UC Nurses Deliver
Thousand of Protest Cards
to UC President


By John Graham
From UCSF Weekly, April 27, 2000


Registered nurses of the University of California delivered thousands of signed protest cards to the office of UC President David Atkinson last Monday morning, April 24. Their message: "Stop the attack on nurses’ rights. Direct your negotiators to work with UC RNs to improve patient care and labor relations at UC health facilities."
  The accusations and demands stem from University negotiators refusal to reach a fair settlement for the former UCSF Stanford nurses who are returning to the UC system as a result of the failed merger. In many cases these employees have lost benefits, retirement packages and seniority. At the same time, there are negotiations for a new collective bargaining agreement between the University and the UC-California Nurses Association (CNA) taking place. In this case as well, the University has proposed several takeaways which would undermine RNs’ rights on-the-job and their effectiveness as patient advocates. That agreement expires on April 30.
  "Stop the attack on nurses’ rights. Direct your negotiators to work with UC RNs to improve patient care and labor relations at UC health facilities."
The nurses’ protest cards to Atkinson continue: "Amid a critical nursing shortage throughout California, it is crucial that UC registered nurses have an increased ability to prevent erosions of quality patient care." CNA proposals for pay equity, they note, would "enable the University to recruit and retain excellent registered nurses."

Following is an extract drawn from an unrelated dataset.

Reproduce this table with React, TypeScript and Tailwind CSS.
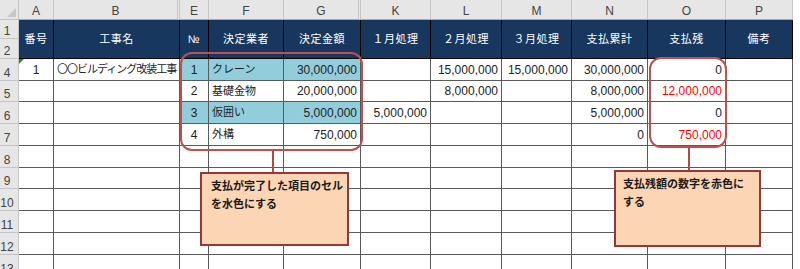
import React from 'react';

const cols = [
  { k: 'A', w: 'w-[35px]', band: 'border-r' },
  { k: 'B', w: 'w-[126px]', band: 'border-r-[3px] border-double' },
  { k: 'E', w: 'w-[29px]', band: 'border-r' },
  { k: 'F', w: 'w-[75px]', band: 'border-r' },
  { k: 'G', w: 'w-[77px]', band: 'border-r-[3px] border-double' },
  { k: 'K', w: 'w-[70px]', band: 'border-r' },
  { k: 'L', w: 'w-[71px]', band: 'border-r' },
  { k: 'M', w: 'w-[70px]', band: 'border-r' },
  { k: 'N', w: 'w-[76px]', band: 'border-r' },
  { k: 'O', w: 'w-[78px]', band: 'border-r' },
  { k: 'P', w: 'w-[67px]', band: 'border-r' },
];

const headers = ['番号', '工事名', '№', '決定業者', '決定金額', '１月処理', '２月処理', '３月処理', '支払累計', '支払残', '備考'];

type Cell = { v?: string; align?: 'l' | 'c' | 'r'; fill?: boolean; red?: boolean; tight?: boolean };

const dataRows: { n: number; h: string; cells: Cell[] }[] = [
  {
    n: 4,
    h: 'h-[22px]',
    cells: [
      { v: '1', align: 'c' },
      { v: '〇〇ビルディング改装工事', align: 'l', tight: true },
      { v: '1', align: 'c', fill: true },
      { v: 'クレーン', align: 'l', fill: true },
      { v: '30,000,000', align: 'r', fill: true },
      {},
      { v: '15,000,000', align: 'r' },
      { v: '15,000,000', align: 'r' },
      { v: '30,000,000', align: 'r' },
      { v: '0', align: 'r' },
      {},
    ],
  },
  {
    n: 5,
    h: 'h-[21px]',
    cells: [
      {},
      {},
      { v: '2', align: 'c' },
      { v: '基礎金物', align: 'l' },
      { v: '20,000,000', align: 'r' },
      {},
      { v: '8,000,000', align: 'r' },
      {},
      { v: '8,000,000', align: 'r' },
      { v: '12,000,000', align: 'r', red: true },
      {},
    ],
  },
  {
    n: 6,
    h: 'h-[22px]',
    cells: [
      {},
      {},
      { v: '3', align: 'c', fill: true },
      { v: '仮囲い', align: 'l', fill: true },
      { v: '5,000,000', align: 'r', fill: true },
      { v: '5,000,000', align: 'r' },
      {},
      {},
      { v: '5,000,000', align: 'r' },
      { v: '0', align: 'r' },
      {},
    ],
  },
  {
    n: 7,
    h: 'h-[22px]',
    cells: [
      {},
      {},
      { v: '4', align: 'c' },
      { v: '外構', align: 'l' },
      { v: '750,000', align: 'r' },
      {},
      {},
      {},
      { v: '0', align: 'r' },
      { v: '750,000', align: 'r', red: true },
      {},
    ],
  },
  { n: 8, h: 'h-[22px]', cells: [] },
  { n: 9, h: 'h-[21px]', cells: [] },
  { n: 10, h: 'h-[22px]', cells: [] },
  { n: 11, h: 'h-[22px]', cells: [] },
  { n: 12, h: 'h-[22px]', cells: [] },
  { n: 13, h: 'h-[22px]', cells: [] },
];

function RowLabel({ n, h }: { n: number; h: string }) {
  return (
    <div className={`w-[19px] shrink-0 ${h} bg-[#e6e6e6] border-r border-b border-[#c4c4c4] flex items-end`}>
      <span className="w-[14px] text-center text-[12px] leading-none text-[#444] pb-[1px]">{n}</span>
    </div>
  );
}

export default function App() {
  return (
    <div className="relative w-[800px] h-[269px] overflow-hidden bg-white font-['Liberation_Sans','Noto_Sans_CJK_JP',sans-serif] text-[#222]">
      {/* column letters */}
      <div className="flex h-[20px]">
        <div className="w-[19px] shrink-0 bg-[#e6e6e6] border-r border-b border-[#c4c4c4] relative">
          <div className="absolute right-[2px] bottom-[2px] w-0 h-0 border-l-[9px] border-l-transparent border-b-[9px] border-b-[#c8c8c8]" />
        </div>
        {cols.map((c) => (
          <div
            key={c.k}
            className={`${c.w} shrink-0 bg-[#e6e6e6] ${c.band} border-b border-[#c6c6c6] border-b-[#a8a8a8] flex items-center justify-center pt-[2px] text-[12px] text-[#444]`}
          >
            {c.k}
          </div>
        ))}
        <div className="flex-1 bg-white" />
      </div>

      {/* header rows 1-2 */}
      <div className="flex h-[39px]">
        <div className="w-[19px] shrink-0 flex flex-col">
          <RowLabel n={1} h="h-[19px]" />
          <RowLabel n={2} h="h-[20px]" />
        </div>
        {cols.map((c, i) => (
          <div
            key={c.k}
            className={`${c.w} shrink-0 bg-[#17375e] border-r border-b border-black flex items-center justify-center text-white text-[11px] tracking-[0.5px]`}
          >
            {headers[i]}
          </div>
        ))}
        <div className="flex-1" />
      </div>

      {/* data rows */}
      {dataRows.map((r) => (
        <div key={r.n} className={`flex ${r.h}`}>
          <RowLabel n={r.n} h={r.h} />
          {cols.map((c, i) => {
            const cell = r.cells[i] || {};
            const align =
              cell.align === 'r'
                ? 'justify-end pr-[3px]'
                : cell.align === 'c'
                ? 'justify-center'
                : 'justify-start pl-[3px]';
            const isNum = cell.align !== 'l';
            return (
              <div
                key={c.k}
                className={`${c.w} shrink-0 relative border-r border-b border-[#5a5a5a] flex items-center overflow-hidden whitespace-nowrap ${align} ${
                  cell.fill ? 'bg-[#92cddc]' : 'bg-white'
                } ${cell.red ? 'text-[#ff0000]' : ''} ${isNum ? 'text-[12px]' : 'text-[11px]'} ${
                  cell.tight ? 'tracking-[-1px]' : ''
                }`}
              >
                {r.n === 4 && i === 0 && (
                  <div className="absolute left-0 top-0 w-0 h-0 border-t-[5px] border-t-[#1e8c3a] border-r-[5px] border-r-transparent" />
                )}
                {cell.v}
              </div>
            );
          })}
          <div className="flex-1" />
        </div>
      ))}

      {/* highlight frames */}
      <div className="absolute left-[180px] top-[52px] w-[183px] h-[99px] border-2 border-[#c0504d] rounded-[12px]" />
      <div className="absolute left-[649px] top-[57px] w-[78px] h-[91px] border-2 border-[#c0504d] rounded-[12px]" />

      {/* connectors */}
      <div className="absolute left-[272px] top-[151px] w-[2px] h-[21px] bg-[#b04a47]" />
      <div className="absolute left-[688px] top-[148px] w-[2px] h-[22px] bg-[#b04a47]" />

      {/* callouts */}
      <div className="absolute left-[200px] top-[172px] w-[149px] h-[74px] bg-[#fcd5b4] border-2 border-[#953735] pl-[9px] pt-[3px] text-[11px] leading-[18px] font-bold text-[#1a1a1a]">
        <div>支払が完了した項目のセル</div>
        <div>を水色にする</div>
      </div>
      <div className="absolute left-[614px] top-[170px] w-[147px] h-[77px] bg-[#fcd5b4] border-2 border-[#953735] pl-[7px] pt-[3px] text-[11px] leading-[18px] font-bold text-[#1a1a1a]">
        <div>支払残額の数字を赤色に</div>
        <div>する</div>
      </div>
    </div>
  );
}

  The cards, representing RNs from UC San Francisco and UC Davis medical centers, as well as the UC Student Health Center at Berkeley, illustrate concerns for the state of contract talks between the University and its more than 7,000 registered nurses and nurse practitioners who are represented by the CNA.
"President Atkinson has said he wants a new, improved relationship with UC nurses," says David Johnson, CNA’s UC division director. "Unfortunately, we’ve seen just the opposite approach in contract talks."
  "Go to the fourth floor of Moffit Hospital, it’s crammed with patients. The closing of Mt. Zion has affected us all. The operating rooms are understaffed. Doctors are fighting amongst themselves."
  Stephanie Isaacson, a nurse in the operating room and a CNA negotiator for the statewide bargaining team-as well as serving with the demerger bargaining team-knows first-hand the effects budget tightening has had at the hospital. "I’ve not seen anything like this in my 26-year career. You have patients sitting in waiting rooms for an entire day . . . Go to the fourth floor of Moffit Hospital, it’s crammed with patients. The closing of Mt. Zion has affected us all. The operating rooms are understaffed. Doctors are fighting amongst themselves." Isaacson observes, "Because of these conditions, nurses are not choosing to work at UC."
  With the bottom line dominating contemporary patient care, and an April 30 deadline looming for a new UC-CNA collective bargaining agreement, the future for health care workers and patients alike is still up in the air. Isaacson sums up the current climate, "You’d think they would be courting nurses in this kind of a situation, not turning them away."